6. Notice of forfeiture.
(1) If, having regard to the value of the properties held
by any person to whom this Act applies, either by
himself or through any other person on his behalf, his
known sources of income, earnings or assets, and any
other information or material available to it as a result
of action taken under section 18 or otherwise, the
competent authority has reason to believe (the reasons
for such belief to be recorded in writting) that all or
any of such properties are illegally acquired properties.
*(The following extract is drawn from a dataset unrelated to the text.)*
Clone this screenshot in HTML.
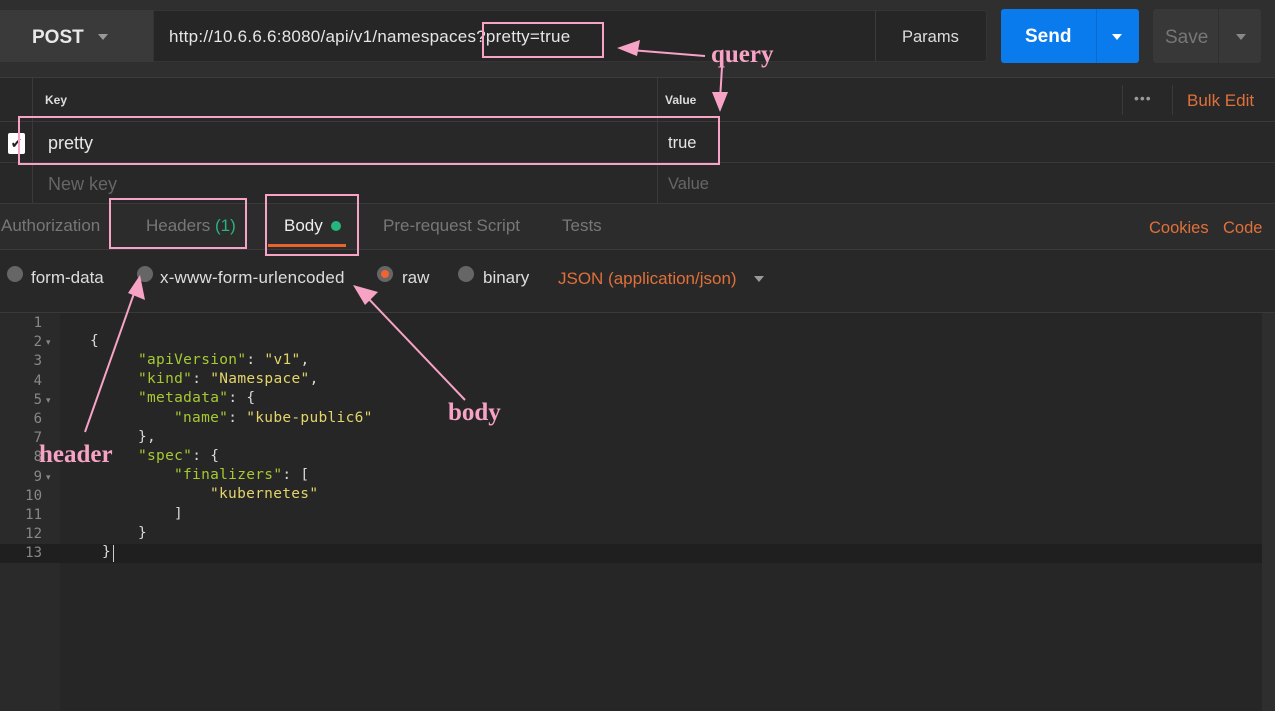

it may serve a notice upon such person (hereinafter
referred to as the person affected) calling upon him
within such time as may be specified in the notice,
which shall not be ordinarily less than thirty days, to
indicate the sources of his income, earnings or assets,
out of which or by means of which he has acquired
such property, the evidence on which he relies and
other relevant information and particulars, and to
show cause why all or any of such properties, as the
case may be, should not be declared to be illegally
acquired properties and forfeited to the Central
Government under this Act.
(2) Where a notice under subsection (1) to any
specifies any property as being held on behalf of such
person by any other person. a copy of the notice shall
also be served upon such other person.
7. Forfeiture of property in certain cases.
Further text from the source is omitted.